Community engagement needs to be “more than just a conversation”

Community engagement needs to be “more than just a conversation”

About 100 Hamilton community members, municipal leaders and McMaster faculty and staff exchange ideas on a range of topics at Change Camp Hamilton held recently at the Art Gallery of Hamilton.


Community engagement needs to be “more than just a conversation.” That was the message that came out of Change Camp Hamilton, a public dialogue held recently that looked at ways to take action on some of the key challenges facing Hamilton.

About 100 community members, municipal leaders, and McMaster students and faculty, attended the event to share ideas, build partnerships and discuss ways to meaningfully engage with Hamilton communities.

Organized by the McMaster Students Union (MSU) in partnership with McMaster’s Network for Community Campus Partnerships, Mohawk College, the City of Hamilton and Volunteer Hamilton, the event was made up of a series of roundtable discussions, which focused on topics proposed in advance by dialogue participants.

“This is meant to be more than just a conversation- we’re really concerned about the output afterwards,” says Jacob Brodka, MSU Vice-President, Administration and key organizer of the event. “There is a lot of value in the diversity of the group gathered here tonight. We hope this will lead to more meaningful, better informed discussions and allow us to walk away with a set of action items.”

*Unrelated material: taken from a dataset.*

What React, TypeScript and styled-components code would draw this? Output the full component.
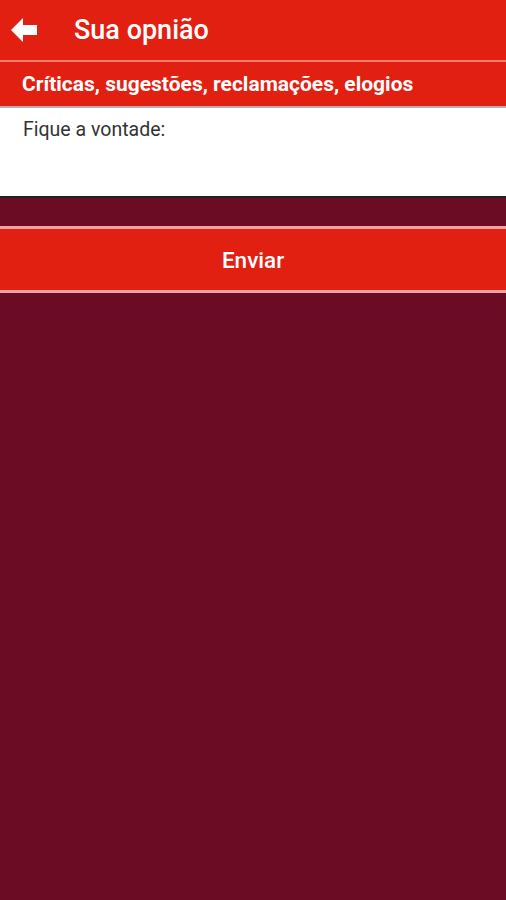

Discussions centred around a range of issues including transit, youth unemployment, the arts community in Hamilton, green spaces and engagement in municipal politics.  These conversations occurred simultaneously on social media, generating over 1300 tweets and trending number two on twitter in Hamilton throughout the evening.

Sheila Sammon McMaster’s Director of Community Engagement, and Chair of the Network for Community Campus Partnerships, says events like these provide a valuable opportunity for McMaster to learn from the community.

“We need to ask ourselves, ‘what does the community want?’ Because that’s the heart of what community engagement needs to be at McMaster,” says Sammon. “We want to hear from the community and all our partners about how can we work collaboratively, so together, we can turn conversations into action and take concrete steps to make Hamilton communities even better,”

Suzanne Brown, Manager of the Neighbourhood Action Strategy at the City of Hamilton and co-organizer of the event, says hearing from the community and partnering with key Hamilton institutions like McMaster, is critical to effective city-building.

“Building partnerships is the only way you can create good policy a positive direction for a city,” says Brown. “No one agency, or municipality drives what the city is. We all collaboratively drive this city and we all have a responsibility to participate in the planning of where this city is going. Events like this are a good first step.”

Jim Vanderveken, Dean of the Faculty of Interdisciplinary Studies at Mohawk College was also on the organizing committee says event like this help institutions like his better understand how to meet the needs of the community.

“When you see students involved in this discussion, when you see community leaders that have a stake and a voice around this process, when you have such divergent perspectives that are brought together, we really begin to understand the vision and the potential for this community,” says Vanderveken. “That’s the value of a gathering like this.”

The results of the discussion will be summarized and shared with participants to identify opportunities, ideas and potential new partnerships that could be put into action going forward.